Sachin Tendulkar over the years
Sachin Tendulkar started playing competitive cricket as a kid and he is still going strong past the age of 40. Here’s a look back at all the important milestones in the maestro’s career since he was 11:
At 11: Plays his first Giles Shield match against Khoja Khan School at Azad Maidan, scoring 24.
At 12: Scores a century for his school in the U-17 Harris Shield.
At 13: Has a dream run in Giles Shield, scoring seven centuries, including a double-ton.
At 14: Is involved in a 664-run partnership with Vinod Kambli.
At 15: Scores a century on his first-class debut for Bombay against Gujarat.
At 16: Makes his Test and ODI debut against Pakistan.
At 17: Scores his maiden Test century – a match-saving 119 not-out against England at Manchester, in 1990.
At 18: At 18 years and 304 days becomes the youngest Indian to appear in a World Cup, in 1992.
At 19: Becomes Yorkshire’s first overseas signing and also becomes the youngest to reach 1,000 Test runs.
At 20: Scores his first Test century at home, against England at Chennai – 165, studded with 24 fours and a six.
At 21: Scores his first ODI century against Australia at Colombo – 110 off 130 balls.
At 22: Signs a five-year contract with World Tel for a whopping INR 300 million to become the highest paid player in the history of cricket.
At 23: Becomes the highest run-getter in a World Cup when he scored 523 runs from seven matches at an average of 87.17 with two centuries and three half-centuries and is soon named India captain too.
At 24: Achieves a rare feat of scoring 1,000 runs in calendar year in two forms of cricket – Tests and ODIs.
At 25: Scores back-to-back ODI centuries against Australia – including one on his birthday.

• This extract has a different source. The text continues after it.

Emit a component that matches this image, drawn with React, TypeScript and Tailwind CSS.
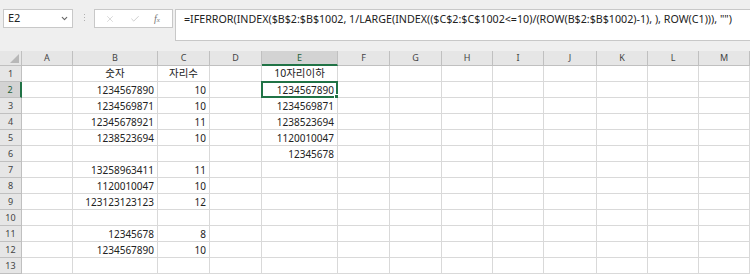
import { X, Check, ChevronDown } from "lucide-react";

const COLS = ["A", "B", "C", "D", "E", "F", "G", "H", "I", "J", "K", "L", "M"];

const B_VALUES = ["숫자", "1234567890", "1234569871", "12345678921", "1238523694", "", "13258963411", "1120010047", "123123123123", "", "12345678", "1234567890", ""];
const C_VALUES = ["자리수", "10", "10", "11", "10", "", "11", "10", "12", "", "8", "10", ""];
const E_VALUES = ["10자리이하", "1234567890", "1234569871", "1238523694", "1120010047", "12345678", "", "", "", "", "", "", ""];

const FORMULA = '=IFERROR(INDEX($B$2:$B$1002, 1/LARGE(INDEX(($C$2:$C$1002<=10)/(ROW(B$2:$B$1002)-1), ), ROW(C1))), "")';

const FONT = { fontFamily: "'Noto Sans', 'Noto Sans CJK KR', sans-serif" };

function FormulaBar() {
  return (
    <div className="flex h-[51px] items-start bg-[#efefef] pt-[9px]">
      {/* name box */}
      <div className="ml-[3px] flex h-[19px] w-[70px] items-center justify-between border border-[#c8c8c8] bg-white pl-[4px] pr-[3px] text-[11px] text-[#222]">
        <span>E2</span>
        <ChevronDown className="h-[9px] w-[9px] text-[#666]" strokeWidth={3} />
      </div>
      <div className="ml-[11px] mt-[5px] flex flex-col gap-[2px]">
        <span className="h-[1px] w-[1px] bg-[#b0b0b0]" />
        <span className="h-[1px] w-[1px] bg-[#b0b0b0]" />
        <span className="h-[1px] w-[1px] bg-[#b0b0b0]" />
      </div>
      {/* cancel / enter / fx */}
      <div className="ml-[9px] flex h-[19px] w-[79px] items-center border border-[#c8c8c8] bg-white pl-[10px] text-[#c4c4c4]">
        <X className="h-[10px] w-[10px]" strokeWidth={1.5} />
        <Check className="ml-[15px] h-[10px] w-[10px]" strokeWidth={2} />
        <span className="ml-[14px] text-[10px] italic text-[#777]" style={{ fontFamily: "'Liberation Serif', serif" }}>
          f<span className="text-[7px]">x</span>
        </span>
      </div>
      {/* formula input */}
      <div className="ml-[2px] h-[32px] flex-1 whitespace-nowrap border border-r-0 border-[#c8c8c8] bg-white pl-[8px] pt-[2px] text-[10.7px] leading-[14px] text-[#222]">
        {FORMULA}
      </div>
    </div>
  );
}

function Cell({ value, align, selected }: { value: string; align: "right" | "center"; selected?: boolean }) {
  const isKorean = /[가-힣]/.test(value);
  return (
    <div
      className={`relative flex h-[16px] items-center whitespace-nowrap border-b border-r border-[#d9d9d9] bg-white px-[3px] leading-none text-[#222] ${
        align === "right" ? "justify-end" : "justify-center"
      } ${isKorean ? "text-[10.5px]" : "text-[10px]"}`}
    >
      {value}
      {selected && (
        <div className="pointer-events-none absolute -left-[1px] -top-[1px] h-[17px] w-[77px] border-2 border-[#217346]">
          <span className="absolute -bottom-[3px] -right-[3px] h-[5px] w-[5px] border border-white bg-[#217346]" />
        </div>
      )}
    </div>
  );
}

function Sheet() {
  return (
    <div className="grid grid-cols-[22px_51px_85px_52px_52px_76px_52px_52px_51px_51px_53px_51px_51px_51px]">
      {/* corner */}
      <div className="relative h-[15px] border-b border-r border-[#c0c0c0] bg-[#e6e6e6]">
        <svg className="absolute bottom-[2px] right-[2px]" width="9" height="9" viewBox="0 0 9 9">
          <polygon points="9,0 9,9 0,9" fill="#b8b8b8" />
        </svg>
      </div>
      {COLS.map((c) => (
        <div
          key={c}
          className={`flex h-[15px] items-center justify-center text-[9px] ${
            c === "E"
              ? "border-b-2 border-r border-b-[#217346] border-r-[#c0c0c0] bg-[#d3d3d3] text-[#1f5f38]"
              : "border-b border-r border-[#c0c0c0] bg-[#e6e6e6] text-[#444]"
          }`}
        >
          {c}
        </div>
      ))}
      {B_VALUES.map((_, i) => {
        const row = i + 1;
        return (
          <div key={row} className="contents">
            <div
              className={`flex h-[16px] items-center justify-center text-[9px] ${
                row === 2
                  ? "border-b border-r-2 border-b-[#c0c0c0] border-r-[#217346] bg-[#d3d3d3] text-[#1f5f38]"
                  : "border-b border-r border-[#c0c0c0] bg-[#e6e6e6] text-[#444]"
              }`}
            >
              {row}
            </div>
            {COLS.map((c) => {
              let value = "";
              if (c === "B") value = B_VALUES[i];
              if (c === "C") value = C_VALUES[i];
              if (c === "E") value = E_VALUES[i];
              const align = row === 1 ? "center" : "right";
              return <Cell key={c} value={value} align={align} selected={c === "E" && row === 2} />;
            })}
          </div>
        );
      })}
    </div>
  );
}

export default function App() {
  return (
    <div className="h-[274px] w-[750px] overflow-hidden bg-white" style={FONT}>
      <FormulaBar />
      <Sheet />
    </div>
  );
}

At 26: Scores his first Test double-century – 217 runs against New Zealand in New Zealand.
At 27: Becomes the first batsman to score 50 international hundreds with his unbeaten 201 against Zimbabwe at Nagpur.
At 28: Becomes the first player to aggregate 10,000 ODI career runs.
At 29: Surpasses Don Bradman's record of 29 centuries by scoring 193, against England at Headingley, in 2001.
At 30: Scores 673 runs in 11 matches in the ICC World Cup at 61.18 – most by any batsman in a single World Cup.
At 31: Equals Sunil Gavaskar's world record of 34 Test centuries with a career-best 248 not-out against Bangladesh at Dhaka, in 2004.
At 32: Scores his 35th Test century to go past Gavaskar’s world record of 34 tons.
At 33: Plays his only Twenty20 International and also becomes the oldest Indian to appear in Twenty20 internationals.
At 34: Crosses 15,000 runs in ODIs and 11,000 runs in Tests.
At 35: Surpasses Brian Lara to become the leading run-scorer in Test cricket, against Australia at Mohali.
At 36: Crosses the 17,000-run mark in ODIs during his 175-run knock against Australia at Hyderabad. Also becomes the first player to score a double-century in ODIs with a 200 not-out against South Africa at Gwalior.
At 37: Finally achieves his dream of being part of a World Cup-winning team when India beat Sri Lanka in the final on his home ground – the Wankhede Stadium in Mumbai.
At 38: Becomes the first player to score 100 international tons.
At 39: Equals Sunil Gavaskar’s Indian record of scoring most (81) centuries in first-class cricket.
At 40: Becomes the first subcontinent player to aggregate 50,000 runs in all recognised cricket – first-class, list A and Twenty20s.